In that suit, Enger notes that "the whole outside of the cellblock is smitten with an overpopulation of pigeons leaving their droppings to pile up."

The seven-year-old Enger case is still in an early phase of litigation known as discovery.

(Strand agreed that the suit is "certainly a very old case." It has been delayed because the prisoners have no lawyer and are having difficulty developing evidence for their many allegations, the judge said.)

ģMDNMĮ Five years ago, Daniel Mitchell sued state prison officials, claiming the guards used excessive force when pushing him out of his cell. The guards claimed Mitchell threw a "liquid substance believed to be urine" at them. Mitchell countered that the liquid was drinking water.

The case has yet to be ruled on by Judge Earl Carroll.
The Mitchell and Howard cases are typical prisoner lawsuits. But allegations of human feces in food and urine in water cups are simply not the sorts of topics federal judges like to deal with.

Woods, whose office must defend the bulk of such suits, has come up with what appear to be creative and fair proposals for stemming the flood of prisoner lawsuits inundating Arizona courts.

The way Woods sees it, prisoners should gripe first in prison, then in the courts. And when they do get to the courts, they should be made to pay court costs, just like everyone else. Woods' idea is not to prevent access to the courts, but to reduce the number of frivolous and malicious suits.

Last year, Woods' office received federal court approval for a state prison grievance system. Before filing a federal lawsuit, a prison inmate must first air his or her grievance in an administrative hearing before prison officials. If the prisoner objects to the way the grievance was settled, he can take his complaint to court.

Prisoner advocates say the grievance system will not cut down on lawsuits because inmates have no confidence in prison officials who administer the grievances.

It's too early to tell if the grievance procedures will reduce frivolous court filings. Albrecht, the assistant attorney general in charge of prisoner litigation, says fully evaluating the new system will take five years.

But the AG's Office claims immediate success with another recent reform: a new state law that forces prisoners who file lawsuits in state courts to pay filing fees. If a prisoner has no money in his prison account, he can still file a lawsuit. But the court can garnish the prisoner's account, so the state gets its money whenever any shows up in the account. (The state court filing fee is $97.25 per case.)

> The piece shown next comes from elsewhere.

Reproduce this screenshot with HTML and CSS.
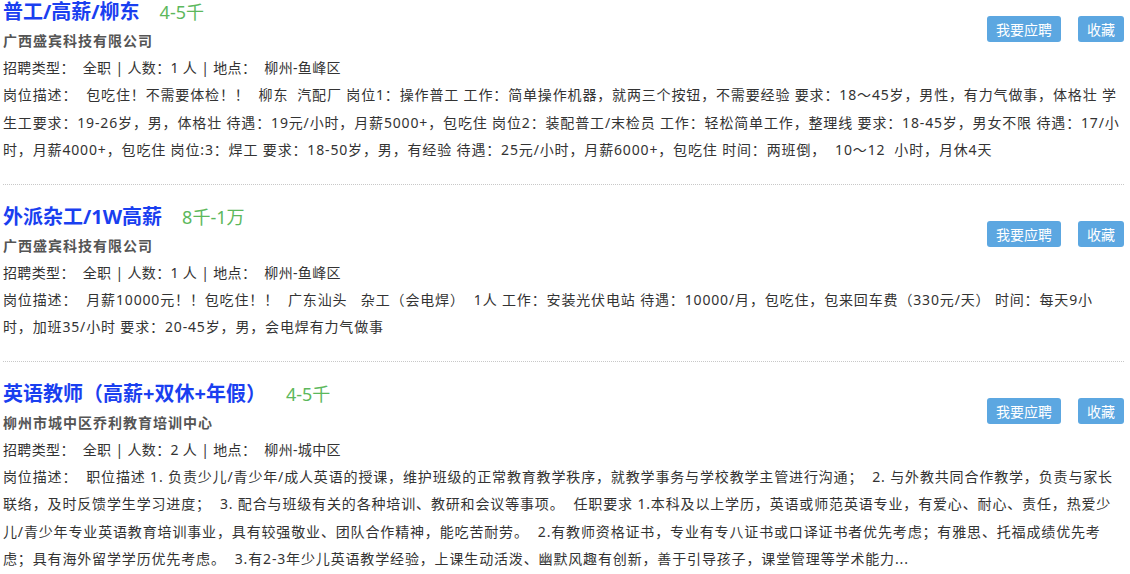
FILE: index.html
```html
<!DOCTYPE html>
<html lang="zh-CN">
<head>
    <meta charset="UTF-8">
    <meta name="viewport" content="width=device-width, initial-scale=1.0">
    <title>招聘信息</title>
    <link rel="stylesheet" href="styles.css">
</head>
<body>
    <div class="job-list">
        <div class="job-item">
            <div class="job-head">
                <div class="job-main">
                    <div class="job-title"><a href="#">普工/高薪/柳东</a><span class="salary">4-5千</span></div>
                    <div class="company">广西盛宾科技有限公司</div>
                </div>
                <div class="actions">
                    <button type="button">我要应聘</button>
                    <button type="button">收藏</button>
                </div>
            </div>
            <div class="meta">招聘类型：&nbsp; 全职 | 人数：1 人 | 地点：&nbsp; 柳州-鱼峰区</div>
            <div class="desc">岗位描述：&nbsp; 包吃住！不需要体检！！&nbsp; 柳东&nbsp; 汽配厂 岗位1：操作普工 工作：简单操作机器，就两三个按钮，不需要经验 要求：18～45岁，男性，有力气做事，体格壮 学生工要求：19-26岁，男，体格壮 待遇：19元/小时，月薪5000+，包吃住 岗位2：装配普工/末检员 工作：轻松简单工作，整理线 要求：18-45岁，男女不限 待遇：17/小时，月薪4000+，包吃住 岗位:3：焊工 要求：18-50岁，男，有经验 待遇：25元/小时，月薪6000+，包吃住 时间：两班倒，&nbsp; 10～12&nbsp; 小时，月休4天</div>
        </div>

        <div class="job-item">
            <div class="job-head">
                <div class="job-main">
                    <div class="job-title"><a href="#">外派杂工/1W高薪</a><span class="salary">8千-1万</span></div>
                    <div class="company">广西盛宾科技有限公司</div>
                </div>
                <div class="actions">
                    <button type="button">我要应聘</button>
                    <button type="button">收藏</button>
                </div>
            </div>
            <div class="meta">招聘类型：&nbsp; 全职 | 人数：1 人 | 地点：&nbsp; 柳州-鱼峰区</div>
            <div class="desc">岗位描述：&nbsp; 月薪10000元！！包吃住！！&nbsp; 广东汕头&nbsp;&nbsp; 杂工（会电焊）&nbsp; 1人 工作：安装光伏电站 待遇：10000/月，包吃住，包来回车费（330元/天） 时间：每天9小时，加班35/小时 要求：20-45岁，男，会电焊有力气做事</div>
        </div>

        <div class="job-item">
            <div class="job-head">
                <div class="job-main">
                    <div class="job-title"><a href="#">英语教师（高薪+双休+年假）</a><span class="salary">4-5千</span></div>
                    <div class="company">柳州市城中区乔利教育培训中心</div>
                </div>
                <div class="actions">
                    <button type="button">我要应聘</button>
                    <button type="button">收藏</button>
                </div>
            </div>
            <div class="meta">招聘类型：&nbsp; 全职 | 人数：2 人 | 地点：&nbsp; 柳州-城中区</div>
            <div class="desc">岗位描述：&nbsp; 职位描述 1. 负责少儿/青少年/成人英语的授课，维护班级的正常教育教学秩序，就教学事务与学校教学主管进行沟通；&nbsp; 2. 与外教共同合作教学，负责与家长联络，及时反馈学生学习进度；&nbsp; 3. 配合与班级有关的各种培训、教研和会议等事项。&nbsp; 任职要求 1.本科及以上学历，英语或师范英语专业，有爱心、耐心、责任，热爱少儿/青少年专业英语教育培训事业，具有较强敬业、团队合作精神，能吃苦耐劳。&nbsp; 2.有教师资格证书，专业有专八证书或口译证书者优先考虑；有雅思、托福成绩优先考虑；具有海外留学学历优先考虑。&nbsp; 3.有2-3年少儿英语教学经验，上课生动活泼、幽默风趣有创新，善于引导孩子，课堂管理等学术能力...</div>
        </div>
    </div>
</body>
</html>
```

FILE: styles.css
```css
body {
    margin: 0;
    padding: 0;
    background-color: #fff;
    font-family: "Noto Sans", "Noto Sans CJK SC", sans-serif;
    color: #333;
    font-size: 14px;
}
.job-list {
    margin-top: -20px;
    padding: 0 6px 0 3px;
}
.job-item {
    padding: 17px 0 20px;
    border-bottom: 1px dotted #c8c8c8;
}
.job-head {
    display: flex;
    justify-content: space-between;
    align-items: flex-start;
}
.job-title {
    height: 30px;
    line-height: 30px;
}
.job-title a {
    font-size: 20px;
    font-weight: bold;
    color: #1a3ff0;
    text-decoration: none;
}
.salary {
    margin-left: 20px;
    font-size: 18px;
    color: #5cb85c;
}
.company {
    line-height: 27px;
    font-size: 14px;
    font-weight: bold;
    color: #555;
    letter-spacing: 1px;
}
.meta {
    line-height: 27px;
    letter-spacing: 0.35px;
}
.desc {
    padding-right: 3px;
    line-height: 27.5px;
    letter-spacing: 0.85px;
}
.actions {
    display: flex;
    gap: 17px;
    margin-top: 19px;
}
.actions button {
    height: 26px;
    padding: 0 9px;
    font-family: inherit;
    font-size: 14px;
    color: #fff;
    background-color: #5ca7e1;
    border: none;
    border-radius: 3px;
    cursor: pointer;
}
.actions button:hover {
    background-color: #4a96d2;
}
```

What's more, if a state judge finds a prisoner's lawsuit to be frivolous, the inmate could lose "good-time credits," lengthening his stay in prison.

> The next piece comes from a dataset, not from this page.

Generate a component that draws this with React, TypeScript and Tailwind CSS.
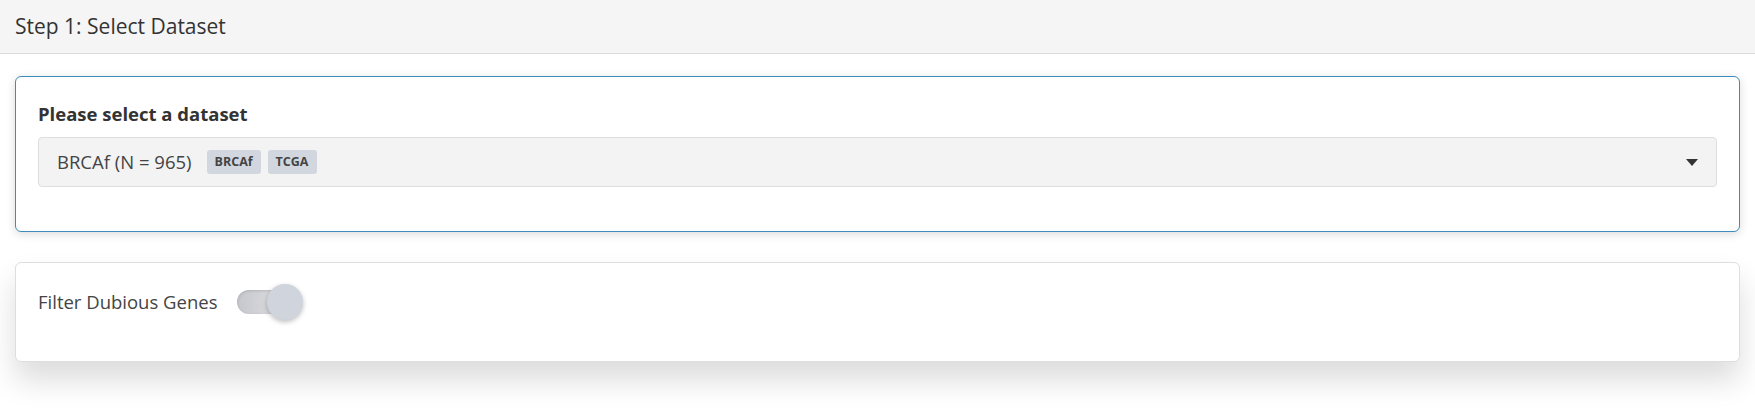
const App = () => {
  return (
    <div className="min-h-[412px] bg-white font-['Open_Sans',sans-serif] text-[#333]">
      <div className="h-[54px] bg-[#f5f5f5] border-b border-[#dcdcdc] flex items-center px-[15px]">
        <h1 className="text-[21px] text-[#333]">Step 1: Select Dataset</h1>
      </div>
      <div className="px-[15px] pt-[22px] flex flex-col gap-[30px]">
        <div className="h-[156px] border border-[#3c8dbc] rounded-[6px] bg-white shadow-[0_2px_10px_rgba(0,0,0,0.15)] px-[22px] pt-[23px]">
          <p className="text-[18.5px] font-bold text-[#333] leading-[28px]">Please select a dataset</p>
          <div className="mt-[9px] h-[50px] bg-[#f3f3f3] border border-[#dedede] rounded-[4px] flex items-center pl-[18px] pr-[18px]">
            <span className="text-[18.5px] text-[#444]">BRCAf (N = 965)</span>
            <span className="ml-[15px] h-[24px] px-[8px] rounded-[3px] bg-[#d2d6de] text-[12.5px] font-bold text-[#444] flex items-center">BRCAf</span>
            <span className="ml-[7px] h-[24px] px-[8px] rounded-[3px] bg-[#d2d6de] text-[12.5px] font-bold text-[#444] flex items-center">TCGA</span>
            <svg className="ml-auto" width="12" height="7" viewBox="0 0 12 7">
              <path d="M0 0 L12 0 L6 7 Z" fill="#333" />
            </svg>
          </div>
        </div>
        <div className="h-[100px] border border-[#dedede] rounded-[6px] bg-white shadow-[0_18px_30px_rgba(0,0,0,0.14)] px-[22px] pt-[21px]">
          <div className="flex items-center gap-[20px]">
            <span className="text-[18.5px] text-[#444]">Filter Dubious Genes</span>
            <div className="relative w-[66px] h-[36px] flex items-center">
              <div className="w-[52px] h-[24px] rounded-full bg-gradient-to-r from-[#c5c7cc] to-[#e2e3e6] shadow-[inset_0_1px_3px_rgba(0,0,0,0.15)]" />
              <div className="absolute left-[30px] top-0 w-[36px] h-[36px] rounded-full bg-[#d0d4dc] shadow-[0_2px_5px_rgba(0,0,0,0.25)]" />
            </div>
          </div>
        </div>
      </div>
    </div>
  );
};

export default App;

The law, drafted by the AG's Office and sponsored by Senator Patricia Nolan, was passed last year. Albrecht and Woods say it has reduced state prisoner filings by one-half. But the state law is still an experiment, and it does not apply to federal court, where most prisoner lawsuits are filed.

Woods and U.S. Senator Jon Kyl said last week they'll push similar federal legislation, co-sponsored by Kyl and Republican Senate leader and presidential front-runner Bob Dole.

"If you want to call this politicking, that's fine," says Rob Carey, an assistant attorney general. "But we call it solving a very serious problem."

Judge Carl Muecke does not suffer prisoner whining gladly. He dismisses frivolous lawsuits promptly.

Of all the judges in the Phoenix federal court, Muecke has one of the lowest numbers of pending prisoner cases filed before 1992. There are only six such cases on Muecke's docket.

Two of these prisoner lawsuits are more than 20 years old. They are not frivolous, although they've been painted as frivolous by legislators, the governor and prison officials.

They are the Casey and Hook cases, in which Muecke ruled that state prisoners should have proper mail privileges, mental-health care and access to law libraries.

Muecke's rulings have enraged state corrections director Sam Lewis, the governor and many legislators, all of whom see the judge as siding with prisoners, meddling in the state's business and trying to micromanage the prison system.

Recent public clashes between Muecke and the state have centered on sex magazines and Christmas packages, both of which fall under the domain of the Hook case.

Last year, Muecke refused to let Lewis reduce the allowable weight of inmate Christmas packages from 75 pounds to 25 pounds, because the weight had been determined in an earlier Hook court agreement--an agreement that the state had signed. In a different fight, Muecke cited Lewis for contempt because the director banned sex magazines from the prison, in violation of the same court agreement.

But the Muecke-Lewis fight is not about sex magazines and Christmas tonnage. It is over who has more power--state officials or the federal judiciary.

Conservative state legislators were so enraged by Muecke's rulings that they threatened last session to cut off funds to the Arizona State University Law School legal clinic. The clinic had assisted prisoners in connection with the Casey case at Muecke's request. The law clinic's director, Gary Lowenthal, refused comment, saying he did not want to "stir up" the legislature.